La fui a ver dos semanas después.

“Ya sabes que estuve loca, ¿no?” Asentí. “Y ahora soy famosa. Y me hacen entrevistas por todos lados. Y homenajes. Hasta en Culiacán. Los culishis”—sonreímos.

“¿Ya tienes mis libros?”

“Sí”

“¿Por qué no los trajiste para que los firmara? De veras: soy famosa”. Y empezó a reír con una burla sangrienta. Me acerqué. La besé. Me senté en la cama acariciándole la mano. Tenía yo derecho a hacerlo. Hablamos casi dos horas. Me contó su versión de lo que habían sido esos años. Las operaciones infructuosas de columna. Los sanatorios.

“Me falta escribir un cuento, pero no sé si me alcancen las fuerzas. Si no la Pita y tú lo pueden escribir”.

“¿Cuál?”

“¿Te acuerdas de la vida inútil de Pito Pérez? Pues este podría ser la muerte inútil de Inés Arredondo”.

Le solté la mano y dije serio: “No, Inés.

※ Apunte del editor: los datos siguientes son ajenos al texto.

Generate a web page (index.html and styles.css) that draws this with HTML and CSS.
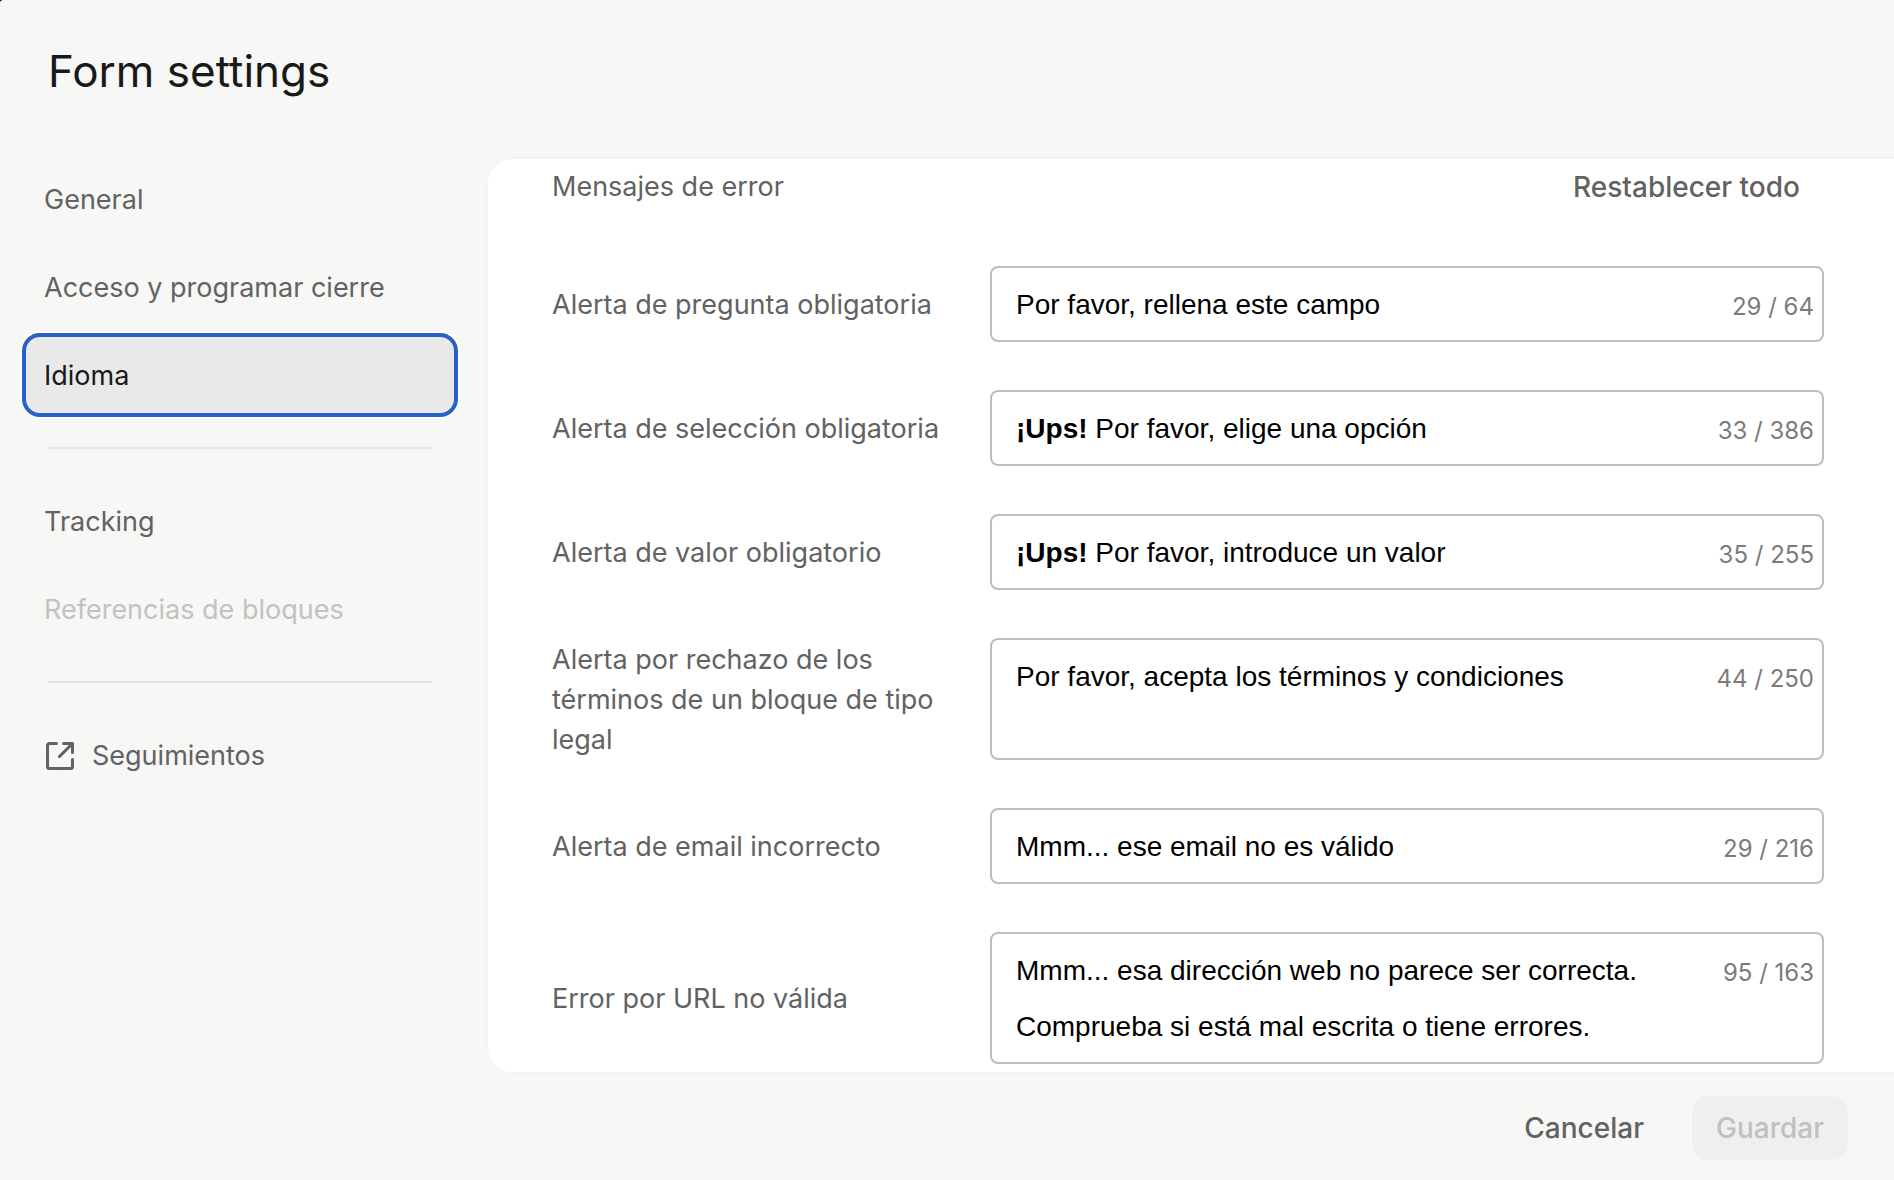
FILE: index.html
```html
<!DOCTYPE html>
<html lang="es">
<head>
<meta charset="utf-8">
<meta name="viewport" content="width=device-width, initial-scale=1">
<title>Form settings</title>
<link rel="stylesheet" href="styles.css">
</head>
<body>
<div class="settings">
  <header class="settings-header">
    <h1 class="title">Form settings</h1>
  </header>

  <div class="settings-main">
    <nav class="sidebar" aria-label="Form settings">
      <button class="nav-item" type="button">General</button>
      <button class="nav-item" type="button">Acceso y programar cierre</button>
      <button class="nav-item nav-item-active" type="button" aria-current="page">Idioma</button>
      <hr class="divider">
      <button class="nav-item" type="button">Tracking</button>
      <button class="nav-item" type="button" disabled>Referencias de bloques</button>
      <hr class="divider">
      <a class="nav-item nav-item-link" href="#seguimientos">
        <svg class="nav-icon" viewBox="0 0 28 28" fill="none" stroke="currentColor" stroke-width="3" stroke-linecap="round" stroke-linejoin="round" aria-hidden="true">
          <path d="M10.5 1.500H3.500A2 2 0 0 0 1.500 3.500V24.500A2 2 0 0 0 3.500 26.500H24.500A2 2 0 0 0 26.500 24.500V17.500"/>
          <path d="M17.500 1.500H26.500V10.500M26 2L13.500 14.500"/>
        </svg>
        Seguimientos
      </a>
    </nav>

    <main class="panel">
      <div class="section-header">
        <h2 class="section-title">Mensajes de error</h2>
        <button class="reset" type="button">Restablecer todo</button>
      </div>

      <div class="messages">
        <div class="message">
          <label class="label" for="required">Alerta de pregunta obligatoria</label>
          <div class="field">
            <textarea class="input" id="required" rows="1">Por favor, rellena este campo</textarea>
            <span class="counter">29 / 64</span>
          </div>
        </div>
        <div class="message">
          <span class="label" id="selection-label">Alerta de selección obligatoria</span>
          <div class="field">
            <div class="input" contenteditable="true" role="textbox" aria-labelledby="selection-label"><strong>¡Ups!</strong> Por favor, elige una opción</div>
            <span class="counter">33 / 386</span>
          </div>
        </div>
        <div class="message">
          <span class="label" id="value-label">Alerta de valor obligatorio</span>
          <div class="field">
            <div class="input" contenteditable="true" role="textbox" aria-labelledby="value-label"><strong>¡Ups!</strong> Por favor, introduce un valor</div>
            <span class="counter">35 / 255</span>
          </div>
        </div>
        <div class="message">
          <label class="label" for="legal">Alerta por rechazo de los términos de un bloque de tipo legal</label>
          <div class="field">
            <textarea class="input" id="legal" rows="1">Por favor, acepta los términos y condiciones</textarea>
            <span class="counter">44 / 250</span>
          </div>
        </div>
        <div class="message">
          <label class="label" for="email">Alerta de email incorrecto</label>
          <div class="field">
            <textarea class="input" id="email" rows="1">Mmm... ese email no es válido</textarea>
            <span class="counter">29 / 216</span>
          </div>
        </div>
        <div class="message">
          <label class="label" for="url">Error por URL no válida</label>
          <div class="field">
            <textarea class="input" id="url" rows="2">Mmm... esa dirección web no parece ser correcta. Comprueba si está mal escrita o tiene errores.</textarea>
            <span class="counter">95 / 163</span>
          </div>
        </div>
      </div>
    </main>
  </div>

  <footer class="settings-footer">
    <button class="button" type="button">Cancelar</button>
    <button class="button button-save" type="submit" disabled>Guardar</button>
  </footer>
</div>
</body>
</html>
```
FILE: styles.css
```css
*,
*::before,
*::after {
  box-sizing: border-box;
}

html {
  background: #000;
}

body {
  margin: 0;
  font-family: Inter, "Liberation Sans", sans-serif;
  font-size: 27px;
  line-height: 40px;
  color: #626262;
}

button,
textarea {
  margin: 0;
  border: 0;
  padding: 0;
  background: none;
  font: inherit;
  color: inherit;
}

.settings {
  display: flex;
  flex-direction: column;
  min-height: 100vh;
  border-top-left-radius: 3px;
  background: #f7f7f5;
}

.settings-header {
  padding: 39px 48px 56px;
}

.title {
  margin: 0;
  font-size: 44px;
  font-weight: 400;
  line-height: 64px;
  color: #191919;
}

.settings-main {
  display: grid;
  grid-template-columns: 436px minmax(0, 1fr);
  gap: 30px;
  flex: 1;
  padding-left: 22px;
}

/* Sidebar */

.sidebar {
  display: flex;
  flex-direction: column;
  gap: 4px;
  margin-top: -2px;
}

.nav-item {
  display: flex;
  align-items: center;
  gap: 18px;
  height: 84px;
  padding: 2px 22px 0;
  border-radius: 18px;
  text-align: left;
  text-decoration: none;
  color: inherit;
}

.nav-item:disabled {
  color: #c2c2c1;
}

.nav-item-active {
  border: 4px solid #2860c8;
  padding: 2px 18px 0;
  background: #e9e9e9;
  box-shadow: 0 0 0 2px #fff;
  color: #191919;
}

.nav-item-link {
  padding-left: 24px;
}

.nav-icon {
  flex: none;
  width: 28px;
  height: 28px;
}

.divider {
  width: 384px;
  height: 2px;
  margin: 26px;
  border: 0;
  background: #e5e5e3;
}

/* Panel */

.panel {
  padding: 8px 70px 7px 64px;
  border-radius: 24px 0 0 24px;
  background: #fff;
  box-shadow: 0 0 0 2px rgba(0, 0, 0, 0.01);
}

.section-header {
  display: flex;
  align-items: center;
  justify-content: space-between;
  margin-bottom: 59px;
}

.section-title {
  margin: 0;
  font-size: 27px;
  font-weight: 400;
}

.reset {
  padding: 0 24px;
  font-size: 28px;
  font-weight: 500;
}

.messages {
  display: flex;
  flex-direction: column;
  gap: 48px;
}

.message {
  display: grid;
  grid-template-columns: 390px minmax(0, 1fr);
  gap: 48px;
}

.label {
  align-self: center;
  padding-top: 2px;
}

.field {
  display: flex;
  align-items: flex-start;
  gap: 24px;
  padding: 9px 8px 7px 24px;
  border: 2px solid #bdbdbd;
  border-radius: 8px;
}

.input {
  flex: 1;
  min-width: 0;
  overflow: hidden;
  outline: 0;
  resize: none;
  font-family: "Liberation Sans", Arial, sans-serif;
  font-size: 28px;
  line-height: 56px;
  color: #000;
}

.counter {
  padding-top: 4px;
  font-size: 24px;
  line-height: 52px;
  color: #7b7b7b;
}

/* Footer */

.settings-footer {
  display: flex;
  justify-content: flex-end;
  gap: 24px;
  padding: 24px 46px 20px 24px;
}

.button {
  height: 64px;
  padding: 0 24px;
  border-radius: 16px;
  font-size: 28px;
  font-weight: 500;
}

.button-save {
  background: #efefee;
  color: #c0c0c0;
}
```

Yo no caigo en esa trampa. Criaste sola tres seres humanos dignos y decentes. Y escribiste los mejores cuentos de tu siglo; entre ellos aquel que nos conmocionó: ‘La señal’. Ni la vida ni la muerte de Inés Arredondo serán inútiles”.

Me miró sonriendo. Ahora sí, desde adentro, como sonreía cuando tenía treinta años. Y me acarició levemente la cara y dijo en un susurro desamparado: “Gracias”.

Así, mi queridísima Inés: hoy vengo aquí a felicitarte con toda mi alma. Ya pasaste a la historia. Ya eres autor del Fondo.

Texto leído en la presentación de los Cuentos completos de Inés Arredondo, editados por el FCE en 2011.